Myron Tanenbaum, M.D., R 85
How I wrote the classic article on Familial Temporal Arteritis
In late December 1985, the 23rd to be exact, of my senior year of residency @ BPEI, my 1st Year Resident (the late) Dr. Jack Tenzel called me into triage to evaluate an elderly woman with headaches and acute loss of vision in each eye. I carefully explained to this patient that she would be admitted, treated with intravenous steroids, and that plans would be made for a “biopsy” because she likely had a condition called “temporal arteritis”.
This distressed but alert 80 year old woman then said “temporal arteritis? 13 years ago my sister went blind from temporal arteritis!” A family history of temporal arteritis? Could it be?

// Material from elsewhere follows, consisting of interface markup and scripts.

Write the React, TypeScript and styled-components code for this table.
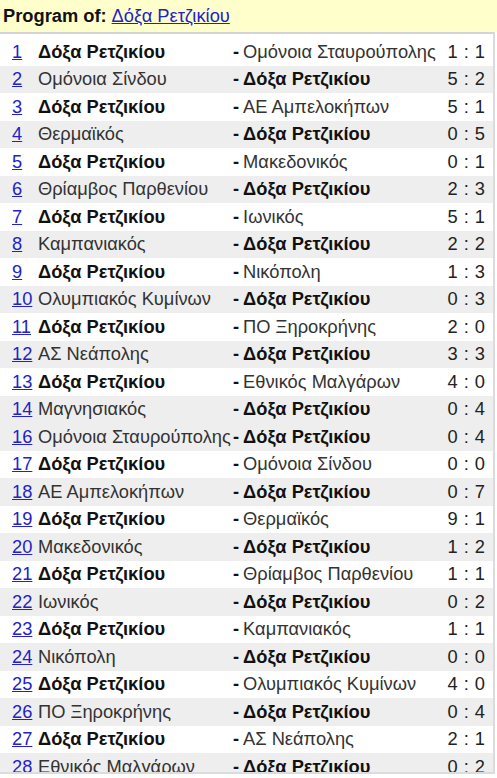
import React from "react";
import styled, { createGlobalStyle } from "styled-components";

const Global = createGlobalStyle`
  html, body { margin: 0; padding: 0; background: #ffffff; }
  body { font-family: "Liberation Sans", Arial, sans-serif; color: #222; overflow: hidden; }
`;

const Header = styled.div`
  height: 32px;
  background: #ffffcc;
  display: flex;
  align-items: center;
  padding-left: 3px;
  font-size: 18.3px;
  box-sizing: border-box;
`;

const Label = styled.span`
  font-weight: bold;
  color: #111;
  margin-right: 5px;
`;

const Link = styled.a`
  color: #2222cc;
  text-decoration: underline;
`;

const Panel = styled.div`
  border-top: 2px solid #d4d4d4;
  border-right: 2px solid #dcdcdc;
  border-bottom: 2px solid #dcdcdc;
  padding-top: 4px;
  width: 495px;
  height: 742px;
  overflow: hidden;
  box-sizing: border-box;
`;

const Row = styled.div<{ $alt: boolean }>`
  display: grid;
  grid-template-columns: 26px 195px 1fr auto;
  align-items: center;
  height: 27.5px;
  padding: 0 8px 0 12px;
  background: ${(p) => (p.$alt ? "#eeeeee" : "#ffffff")};
  font-size: 18.3px;
  white-space: nowrap;
`;

const Num = styled.a`
  color: #2222cc;
  text-decoration: underline;
`;

const Team = styled.span<{ $bold: boolean }>`
  font-weight: ${(p) => (p.$bold ? "bold" : "normal")};
  color: ${(p) => (p.$bold ? "#111" : "#333")};
`;

const Dash = styled.span`
  font-weight: bold;
  color: #111;
  margin-right: 4px;
`;

const Score = styled.span`
  color: #222;
  text-align: right;
  word-spacing: 1px;
`;

const ME = "Δόξα Ρετζικίου";

const games: [number, string, string, string][] = [
  [1, ME, "Ομόνοια Σταυρούπολης", "1 : 1"],
  [2, "Ομόνοια Σίνδου", ME, "5 : 2"],
  [3, ME, "ΑΕ Αμπελοκήπων", "5 : 1"],
  [4, "Θερμαϊκός", ME, "0 : 5"],
  [5, ME, "Μακεδονικός", "0 : 1"],
  [6, "Θρίαμβος Παρθενίου", ME, "2 : 3"],
  [7, ME, "Ιωνικός", "5 : 1"],
  [8, "Καμπανιακός", ME, "2 : 2"],
  [9, ME, "Νικόπολη", "1 : 3"],
  [10, "Ολυμπιακός Κυμίνων", ME, "0 : 3"],
  [11, ME, "ΠΟ Ξηροκρήνης", "2 : 0"],
  [12, "ΑΣ Νεάπολης", ME, "3 : 3"],
  [13, ME, "Εθνικός Μαλγάρων", "4 : 0"],
  [14, "Μαγνησιακός", ME, "0 : 4"],
  [16, "Ομόνοια Σταυρούπολης", ME, "0 : 4"],
  [17, ME, "Ομόνοια Σίνδου", "0 : 0"],
  [18, "ΑΕ Αμπελοκήπων", ME, "0 : 7"],
  [19, ME, "Θερμαϊκός", "9 : 1"],
  [20, "Μακεδονικός", ME, "1 : 2"],
  [21, ME, "Θρίαμβος Παρθενίου", "1 : 1"],
  [22, "Ιωνικός", ME, "0 : 2"],
  [23, ME, "Καμπανιακός", "1 : 1"],
  [24, "Νικόπολη", ME, "0 : 0"],
  [25, ME, "Ολυμπιακός Κυμίνων", "4 : 0"],
  [26, "ΠΟ Ξηροκρήνης", ME, "0 : 4"],
  [27, ME, "ΑΣ Νεάπολης", "2 : 1"],
  [28, "Εθνικός Μαλγάρων", ME, "0 : 2"],
];

export default function App() {
  return (
    <>
      <Global />
      <Header>
        <Label>Program of:</Label>
        <Link href="#">{ME}</Link>
      </Header>
      <Panel>
        {games.map(([n, home, away, score]) => (
          <Row key={n} $alt={n % 2 === 0}>
            <Num href="#">{n}</Num>
            <Team $bold={home === ME}>{home}</Team>
            <span>
              <Dash>-</Dash>
              <Team $bold={away === ME}>{away}</Team>
            </span>
            <Score>{score}</Score>
          </Row>
        ))}
      </Panel>
    </>
  );
}
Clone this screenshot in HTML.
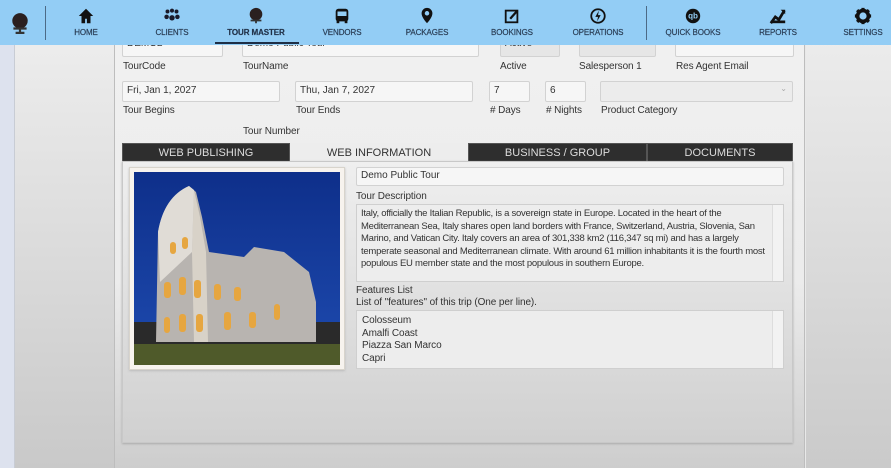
<!DOCTYPE html>
<html><head><meta charset="utf-8"><style>
*{box-sizing:border-box;margin:0;padding:0}
body{width:891px;height:468px;overflow:hidden;position:relative;font-family:"Liberation Sans",sans-serif;background:#e8e8e8;color:#222}
.abs{position:absolute}
.strip{left:0;top:0;width:15px;height:468px;background:#dde2ee;border-right:1px solid #c8ccd4}
.side{left:15px;top:0;width:100px;height:468px;background:linear-gradient(#f0f0f0,#c9c9c9);border-right:1px solid #bdbdbd}
.main{left:115px;top:0;width:690px;height:468px;background:linear-gradient(#f1f1f1 0%,#ececec 60%,#cdcdcd 100%);border-right:1px solid #bdbdbd}
.right{left:806px;top:0;width:85px;height:468px;background:linear-gradient(#efefef,#cacaca)}
.nav{left:0;top:0;width:891px;height:45px;background:#93cdf5}
.ni{position:absolute;top:0;width:90px;margin-left:-45px;text-align:center}
.ni svg{display:block;margin:7px auto 0;width:20px;height:18px}
.ni span{display:block;font-size:8px;color:#2b3f57;margin-top:3px;letter-spacing:-0.1px;-webkit-text-stroke:0.2px #2b3f57}
.sep{position:absolute;top:6px;width:1px;height:34px;background:#4c6a86}
.f{position:absolute;background:#f6f6f6;border:1px solid #d2d2d2;border-radius:2px;font-size:10px;padding:3px 4px;color:#333;height:21px}
.l{position:absolute;font-size:10px;color:#333;letter-spacing:-0.1px}
.tab{position:absolute;top:143px;height:19px;font-size:11px;text-align:center;line-height:19px;color:#ddd;background:#2e2e2e;border:1px solid #555}
.tab.on{background:#ededed;color:#333;border-color:#ededed}
.panel{left:122px;top:161px;width:671px;height:282px;background:linear-gradient(#efefef,#d0d0d0);border:1px solid #c8c8c8;box-shadow:0 1px 2px #aaa}
.ta{position:absolute;background:#ededed;border:1px solid #cfcfcf;font-size:9.5px;letter-spacing:-0.25px;line-height:12.5px;padding:3px 16px 4px 4px;color:#333}
.sb{position:absolute;right:0;top:0;bottom:0;width:11px;border-left:1px solid #ddd;background:#f2f2f2}
</style></head><body>
<div class="abs strip"></div><div class="abs side"></div><div class="abs main"></div><div class="abs right"></div>

<div class="f" style="left:122px;top:37px;width:101px;height:20px;padding-top:0">DEMO2</div>
<div class="f" style="left:242px;top:37px;width:237px;height:20px;padding-top:0">Demo Public Tour</div>
<div class="f" style="left:500px;top:37px;width:60px;height:20px;padding-top:0;background:#e6e6e6">Active</div>
<div class="f" style="left:579px;top:37px;width:77px;height:20px;background:#e6e6e6"></div>
<div class="f" style="left:675px;top:37px;width:119px;height:20px"></div>
<div class="l" style="left:123px;top:61px">TourCode</div>
<div class="l" style="left:243px;top:61px">TourName</div>
<div class="l" style="left:500px;top:61px">Active</div>
<div class="l" style="left:579px;top:61px">Salesperson 1</div>
<div class="l" style="left:676px;top:61px">Res Agent Email</div>

<div class="f" style="left:122px;top:81px;width:158px">Fri, Jan 1, 2027</div>
<div class="f" style="left:295px;top:81px;width:178px">Thu, Jan 7, 2027</div>
<div class="f" style="left:489px;top:81px;width:41px">7</div>
<div class="f" style="left:545px;top:81px;width:41px">6</div>
<div class="f" style="left:600px;top:81px;width:193px;background:#ececec"><span style="position:absolute;right:5px;top:2px;font-size:8px;color:#aaa">⌄</span></div>
<div class="l" style="left:123px;top:105px">Tour Begins</div>
<div class="l" style="left:296px;top:105px">Tour Ends</div>
<div class="l" style="left:490px;top:105px"># Days</div>
<div class="l" style="left:546px;top:105px"># Nights</div>
<div class="l" style="left:601px;top:105px">Product Category</div>
<div class="l" style="left:243px;top:126px">Tour Number</div>

<div class="tab" style="left:122px;width:168px">WEB PUBLISHING</div>
<div class="tab on" style="left:290px;width:178px">WEB INFORMATION</div>
<div class="tab" style="left:468px;width:179px">BUSINESS / GROUP</div>
<div class="tab" style="left:647px;width:146px">DOCUMENTS</div>
<div class="abs panel"></div>

<div class="abs" style="left:129px;top:167px;width:216px;height:203px;background:#f7f3ee;border:1px solid #d8d4cc;box-shadow:0 1px 2px #bbb"></div>
<svg class="abs" style="left:134px;top:172px" width="206" height="193" viewBox="0 0 206 193">
<defs><linearGradient id="sky" x1="0" y1="0" x2="0" y2="1"><stop offset="0" stop-color="#0e2f8a"/><stop offset="1" stop-color="#1e4bb0"/></linearGradient></defs>
<rect width="206" height="193" fill="url(#sky)"/>
<rect y="150" width="206" height="43" fill="#2a2a2a"/>
<path d="M22 170 L24 60 Q30 25 55 14 L62 20 L68 45 L75 80 L110 85 L120 75 L150 80 L175 100 L182 130 L182 170 Z" fill="#b8b4b0"/>
<path d="M60 18 L66 45 L72 80 L74 170 L60 170 L58 80 Z" fill="#d8d2c8"/>
<path d="M24 60 Q30 25 55 14 L60 18 L58 80 L26 110 Z" fill="#e0dcd6"/>
<g fill="#e6a640">
<rect x="36" y="70" width="6" height="12" rx="3"/><rect x="48" y="65" width="6" height="12" rx="3"/>
<rect x="30" y="110" width="7" height="16" rx="3"/><rect x="45" y="105" width="7" height="18" rx="3"/><rect x="60" y="108" width="7" height="18" rx="3"/><rect x="80" y="112" width="7" height="16" rx="3"/><rect x="100" y="115" width="7" height="14" rx="3"/>
<rect x="30" y="145" width="6" height="16" rx="3"/><rect x="45" y="142" width="7" height="18" rx="3"/><rect x="62" y="142" width="7" height="18" rx="3"/><rect x="90" y="140" width="7" height="18" rx="3"/><rect x="115" y="140" width="7" height="16" rx="3"/><rect x="140" y="132" width="6" height="16" rx="3"/>
</g>
<rect y="172" width="206" height="21" fill="#4f5a2a"/>
</svg>

<div class="f" style="left:356px;top:167px;width:428px;height:19px;padding-top:2px">Demo Public Tour</div>
<div class="l" style="left:356px;top:191px">Tour Description</div>
<div class="ta" style="left:356px;top:204px;width:428px;height:78px">Italy, officially the Italian Republic, is a sovereign state in Europe. Located in the heart of the Mediterranean Sea, Italy shares open land borders with France, Switzerland, Austria, Slovenia, San Marino, and Vatican City. Italy covers an area of 301,338 km2 (116,347 sq mi) and has a largely temperate seasonal and Mediterranean climate. With around 61 million inhabitants it is the fourth most populous EU member state and the most populous in southern Europe.<div class="sb"></div></div>
<div class="l" style="left:356px;top:285px">Features List</div>
<div class="l" style="left:356px;top:297px">List of "features" of this trip (One per line).</div>
<div class="ta" style="left:356px;top:310px;width:428px;height:59px;font-size:10px;letter-spacing:-0.1px;padding:4px 16px 4px 5px">Colosseum<br>Amalfi Coast<br>Piazza San Marco<br>Capri<div class="sb"></div></div>

<div class="abs nav">
<div class="ni" style="left:20px"><svg viewBox="0 0 20 20" style="width:22px;height:24px;margin-top:11px"><circle cx="10" cy="8" r="7" fill="#2a2020"/><path d="M4 15h12M10 15v3M6 19h8" stroke="#333" stroke-width="2"/></svg></div>
<div class="sep" style="left:45px"></div>
<div class="ni" style="left:86px"><svg viewBox="0 0 20 20"><path d="M10 2L2 10h3v8h4v-5h2v5h4v-8h3z" fill="#111"/></svg><span>HOME</span></div>
<div class="ni" style="left:172px"><svg viewBox="0 0 20 20"><g fill="#1a1a2a"><circle cx="5" cy="5" r="2.2"/><circle cx="10" cy="4" r="2.2"/><circle cx="15" cy="5" r="2.2"/><circle cx="4" cy="11" r="2.5"/><circle cx="16" cy="11" r="2.5"/><circle cx="10" cy="12" r="3"/></g></svg><span>CLIENTS</span></div>
<div class="ni" style="left:256px"><svg viewBox="0 0 20 20"><circle cx="10" cy="8" r="7" fill="#2a2020"/><path d="M4 15h12M10 15v3" stroke="#333" stroke-width="2"/></svg><span style="font-weight:bold;color:#1e2e45">TOUR MASTER</span></div>
<div class="ni" style="left:342px"><svg viewBox="0 0 20 20"><rect x="3" y="2" width="14" height="14" rx="3" fill="#111"/><rect x="5" y="5" width="10" height="5" fill="#93cdf5"/><rect x="4" y="15" width="3" height="3" fill="#111"/><rect x="13" y="15" width="3" height="3" fill="#111"/></svg><span>VENDORS</span></div>
<div class="ni" style="left:427px"><svg viewBox="0 0 20 20"><path d="M10 1a6 6 0 0 0-6 6c0 5 6 11 6 11s6-6 6-11a6 6 0 0 0-6-6z" fill="#111"/><circle cx="10" cy="7" r="2.5" fill="#93cdf5"/></svg><span>PACKAGES</span></div>
<div class="ni" style="left:512px"><svg viewBox="0 0 20 20"><rect x="3" y="4" width="13" height="13" fill="none" stroke="#111" stroke-width="2"/><path d="M8 13l8-9" stroke="#111" stroke-width="2.5"/></svg><span>BOOKINGS</span></div>
<div class="ni" style="left:598px"><svg viewBox="0 0 20 20"><circle cx="10" cy="10" r="7.5" fill="none" stroke="#111" stroke-width="2"/><path d="M11 4L7 11h3l-1 5 4-7h-3z" fill="#111"/></svg><span>OPERATIONS</span></div>
<div class="sep" style="left:646px"></div>
<div class="ni" style="left:693px"><svg viewBox="0 0 20 20"><circle cx="10" cy="10" r="8" fill="#111"/><text x="10" y="13" font-size="9" fill="#93cdf5" text-anchor="middle" font-family="Liberation Sans" font-weight="bold">qb</text></svg><span>QUICK BOOKS</span></div>
<div class="ni" style="left:778px"><svg viewBox="0 0 20 20"><path d="M2 18l5-7 4 3 6-10" stroke="#111" stroke-width="3" fill="none"/><path d="M13 3h5v5z" fill="#111"/><rect x="2" y="15" width="16" height="3" fill="#111"/></svg><span>REPORTS</span></div>
<div class="ni" style="left:863px"><svg viewBox="0 0 20 20"><circle cx="10" cy="10" r="6" fill="none" stroke="#111" stroke-width="4"/><g stroke="#111" stroke-width="3.5"><path d="M10 1v4M10 15v4M1 10h4M15 10h4M3.5 3.5l3 3M13.5 13.5l3 3M16.5 3.5l-3 3M6.5 13.5l-3 3"/></g></svg><span>SETTINGS</span></div>
<div class="abs" style="left:215px;top:42px;width:84px;height:2px;background:#1e2e45"></div>
</div>
</body></html>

Two days later, I performed a left temporal artery biopsy — florid “positive” for giant-cell arteritis. Despite “stat” I.V. treatment with steroids, the patient made modest improvement only in her vision. I did, however, track-down her sister’s full medical records, including the pathology slides from Jackson Memorial Hospital demonstrating “positive” temporal arteritis.
Wow, I could hardly believe it! This indeed was familial temporal arteritis! I quickly went to the office of Dr. J. Lawton Smith … the founding editor of the Journal of Clinical Neuro-ophthalmology — I said: “Dr. Smith, I have this incredible (future Case Report for your Journal) case of 2 sisters who each had temporal arteritis.”
Dr. Smith: “Well, I don’t know ….”
I said: “But Dr. Smith, after confirming the diagnosis in our patient, I went to Jackson Memorial Hospital Pathology Labs and got the original pathology slides of her sister”
Dr. Smith: “Well, there’s been a few reports of this kind of thing ….”
I said: “But I have biopsy-positive proof of temporal arteritis in these 2 sisters”
Dr. Smith: “Well, sometimes these things can just be coincidence you know ….”
Me, pleading: “But Dr. Smith, I came in special on Saturday December 25th just to do this temporal artery biopsy, and ….”
Dr. Smith (eyes widening!): “You did this temporal artery biopsy on Christmas Day??”
Dr. Smith: “Dockie, … you gotta write that up!!”
And that’s the absolutely true story of how I wrote the classic article on Familial Temporal Arteritis.
M. Tanenbaum, and J. Tenzel: Familial Temporal Arteritis. J. Clinical Neuro-ophtahlmol. 5: 244-248, 1985.